LOS ANGELES (AP) — Insurers including The Hartford Financial, Prudential Financial Inc. and Lincoln National Corp. have received preliminary approval to get billions of dollars from the government's financial industry rescue programme.

Treasury Department spokesman Andrew Williams confirmed yesterday that Ameriprise Financial Inc. and Principal Financial Group Inc. also are among insurers receiving preliminary investment approval. He declined to disclose the amount of investment each company will receive.

The Hartford Financial Services Group Inc. said separately yesterday it was approved for a $3.4 billion Treasury investment.

"These life insurers met the requirements for the Capital Purchase Programme because of their bank holding company status and each applied for CPP capital investments by the deadline of November 14, 2008," Williams said in an e-mail to The Associated Press.

He said the insurers are among the hundreds of financial institutions in the programme's pipeline that will be reviewed and funded as appropriate on a rolling basis.

"These funds would further fortify our capital resources and provide us with additional financial flexibility during one of the most volatile market climates in our nation's history," said Ramani Ayer, chairman and chief executive of The Hartford, in a statement.

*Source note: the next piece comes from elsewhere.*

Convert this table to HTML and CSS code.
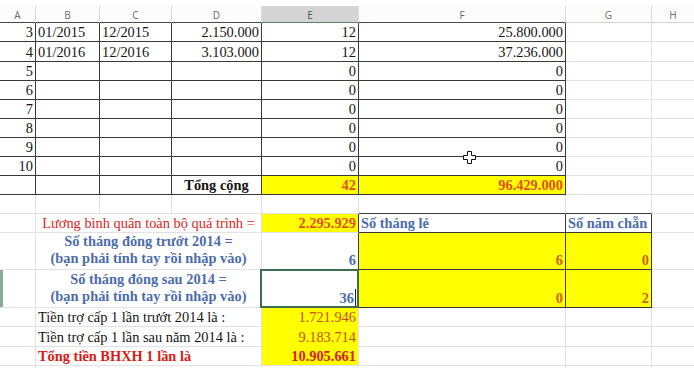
FILE: index.html
```html
<!DOCTYPE html>
<html lang="vi">
<head>
<meta charset="utf-8">
<title>BHXH</title>
<link rel="stylesheet" href="styles.css">
</head>
<body>
<div class="top"></div>
<div class="sheet">
  <div class="h">A</div><div class="h">B</div><div class="h">C</div><div class="h">D</div><div class="h sel">E</div><div class="h">F</div><div class="h lt">G</div><div class="h lt">H</div>

  <div class="c r dr db">3</div><div class="c dr db">01/2015</div><div class="c dr db">12/2015</div><div class="c r dr db">2.150.000</div><div class="c r dr db">12</div><div class="c r dr db">25.800.000</div><div class="c"></div><div class="c"></div>
  <div class="c r dr db">4</div><div class="c dr db">01/2016</div><div class="c dr db">12/2016</div><div class="c r dr db">3.103.000</div><div class="c r dr db">12</div><div class="c r dr db">37.236.000</div><div class="c"></div><div class="c"></div>
  <div class="c r dr db">5</div><div class="c dr db"></div><div class="c dr db"></div><div class="c r dr db"></div><div class="c r dr db">0</div><div class="c r dr db">0</div><div class="c"></div><div class="c"></div>
  <div class="c r dr db">6</div><div class="c dr db"></div><div class="c dr db"></div><div class="c r dr db"></div><div class="c r dr db">0</div><div class="c r dr db">0</div><div class="c"></div><div class="c"></div>
  <div class="c r dr db">7</div><div class="c dr db"></div><div class="c dr db"></div><div class="c r dr db"></div><div class="c r dr db">0</div><div class="c r dr db">0</div><div class="c"></div><div class="c"></div>
  <div class="c r dr db">8</div><div class="c dr db"></div><div class="c dr db"></div><div class="c r dr db"></div><div class="c r dr db">0</div><div class="c r dr db">0</div><div class="c"></div><div class="c"></div>
  <div class="c r dr db">9</div><div class="c dr db"></div><div class="c dr db"></div><div class="c r dr db"></div><div class="c r dr db">0</div><div class="c r dr db">0</div><div class="c"></div><div class="c"></div>
  <div class="c r dr db">10</div><div class="c dr db"></div><div class="c dr db"></div><div class="c r dr db"></div><div class="c r dr db">0</div><div class="c r dr db">0</div><div class="c"></div><div class="c"></div>

  <div class="c dr db"></div><div class="c dr db"></div><div class="c dr db"></div><div class="c m b dr db">Tổng cộng</div><div class="c r b org y dr db">42</div><div class="c r b org y dr db">96.429.000</div><div class="c"></div><div class="c"></div>

  <div class="c"></div><div class="c"></div><div class="c"></div><div class="c"></div><div class="c"></div><div class="c db"></div><div class="c db"></div><div class="c"></div>

  <div class="c"></div><div class="c m span3 red">Lương bình quân toàn bộ quá trình =</div><div class="c r b org y dr lb">2.295.929</div><div class="c b blue dr db">Số tháng lẻ</div><div class="c b blue dr db">Số năm chẵn</div><div class="c"></div>

  <div class="c"></div><div class="c two span3 b blue"><span>Số tháng đóng trướt 2014 =</span><span>(bạn phải tính tay rồi nhập vào)</span></div><div class="c r b blue dr">6</div><div class="c r y val dr db">6</div><div class="c r y val dr db">0</div><div class="c"></div>

  <div class="c rowsel"></div><div class="c two span3 b blue"><span>Số tháng đóng sau 2014 =</span><span>(bạn phải tính tay rồi nhập vào)</span></div><div class="c r b blue dr selbox">36<span class="caret"></span></div><div class="c r y val dr db">0</div><div class="c r y val dr db">2</div><div class="c"></div>

  <div class="c"></div><div class="c span3">Tiền trợ cấp 1 lần trướt 2014 là :</div><div class="c r y org2 lr">1.721.946</div><div class="c"></div><div class="c"></div><div class="c"></div>
  <div class="c"></div><div class="c span3">Tiền trợ cấp 1 lần sau năm 2014 là :</div><div class="c r y org2 lr">9.183.714</div><div class="c"></div><div class="c"></div><div class="c"></div>
  <div class="c"></div><div class="c span3 b red2">Tổng tiền BHXH 1 lần là</div><div class="c r y b red2 lr lb">10.905.661</div><div class="c"></div><div class="c"></div><div class="c"></div>
  <div class="c"></div><div class="c"></div><div class="c"></div><div class="c"></div><div class="c"></div><div class="c"></div><div class="c"></div><div class="c"></div>
</div>
<svg class="cursor" width="13" height="13" viewBox="0 0 13 13" aria-hidden="true">
  <path d="M4.5 0.5 H8.5 V4.5 H12.5 V8.5 H8.5 V12.5 H4.5 V8.5 H0.5 V4.5 H4.5 Z" fill="#fff" stroke="#111" stroke-width="1"/>
</svg>
</body>
</html>
```

FILE: styles.css
```css
* { box-sizing: border-box; margin: 0; padding: 0; }
html, body { width: 694px; height: 368px; overflow: hidden; background: #fff; }
body {
  font-family: "Liberation Serif", "Times New Roman", serif;
  font-size: 14.4px;
  color: #141414;
  position: relative;
}
.top { height: 6px; background: #fff; }
.sheet {
  display: grid;
  grid-template-columns: 36px 64px 72px 90px 97px 207px 86px 43px;
  grid-template-rows: 17px 19px 20px repeat(9, 19px) 37px 38px 19px 20px 19px 19px;
}
.h {
  font-family: "Open Sans", "Noto Sans", sans-serif;
  font-size: 10px;
  color: #6d6d6d;
  display: flex;
  align-items: center;
  justify-content: center;
  padding-top: 1px;
  background: #fcfcfc;
  border-right: 1px solid #dedede;
  border-bottom: 1px solid #4a4a4a;
}
.h.lt { border-bottom-color: #d2d2d2; }
.h.sel { background: #d4d4d4; color: #3a5d46; border-bottom-color: #5f8069; }
.c {
  display: flex;
  align-items: flex-end;
  padding: 0 2px 1px 2px;
  line-height: 16px;
  white-space: nowrap;
  border-right: 1px solid #e2e2e2;
  border-bottom: 1px solid #e2e2e2;
}
.r { justify-content: flex-end; }
.m { justify-content: center; }
.span3 { grid-column: span 3; }
.b { font-weight: bold; }
.y { background: #ffff00; border-color: #ffff00; }
.lr { border-right-color: #e2e2e2; }
.lb { border-bottom-color: #e2e2e2; }
.dr { border-right-color: #3a3a3a; }
.db { border-bottom-color: #3a3a3a; }
.red { color: #e01e1e; }
.red2 { color: #dc1a14; }
.blue { color: #4b6dab; }
.org { color: #e2501c; }
.org2 { color: #c94d17; }
.val { color: #c8621c; font-weight: bold; }
.two {
  flex-direction: column;
  justify-content: flex-end;
  align-items: center;
  line-height: 17px;
  padding-bottom: 2px;
}
.rowsel { box-shadow: inset 3px 0 0 #8daa95; }
.selbox { position: relative; }
.selbox::after {
  content: "";
  position: absolute;
  left: -2px;
  top: -1px;
  right: -1px;
  bottom: -1px;
  border: 2px solid #3f6b4f;
}
.caret {
  display: inline-block;
  width: 1px;
  height: 18px;
  background: #222;
  margin-left: 1px;
  margin-bottom: -1px;
}
.cursor { position: absolute; left: 463px; top: 151px; }
```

All terms of the Treasury investment in the Hartford, Connecticut-based life and property and casualty insurer are subject to final negotiations and approval.

Shares of The Hartford rose $2.19, or 17.4 percent, to close yesterday at $14.75. The stock was up another $1.45, or 9.8 percent to $16.20 in aftermarket electronic trading.

Philadelphia-based Lincoln National was up 85 cents, or 5.2 percent, to $17.09 after hours following 13 percent jump in the regular session. Newark, New Jersey-based Prudential Financial tacked on $1.31, or 3.3 percent, to $40.68 after the market's close.

The Hartford and Lincoln National, two of the nation's largest life insurers, and several others applied to become thrift holding companies last fall. Regulators approved applications earlier this year from those two firms. Hartford said in January that it expected to be eligible for between $1.1 billion and $3.4 billion in bailout money.

The bailout fund approved by Congress last year, known as the Troubled Asset Relief Programme, or TARP, was intended to help banks weather the credit crunch, though it has also been used to make loans to auto companies and insurance giant American International Group Inc.

Life insurers own 18 percent of all corporate bonds so aiding them is consistent with the bailout program's goal of unclogging credit markets. The industry's major financial challenges include balance sheets clogged by illiquid assets and escalating liabilities to policy holders who bought in to this decade's explosion in the variable annuities market.

Variable annuities pay out according to market performance, but often include guarantees of minimum payouts. That means declining stock markets can put a cash pinch on insurance companies that wrote too many of the policies.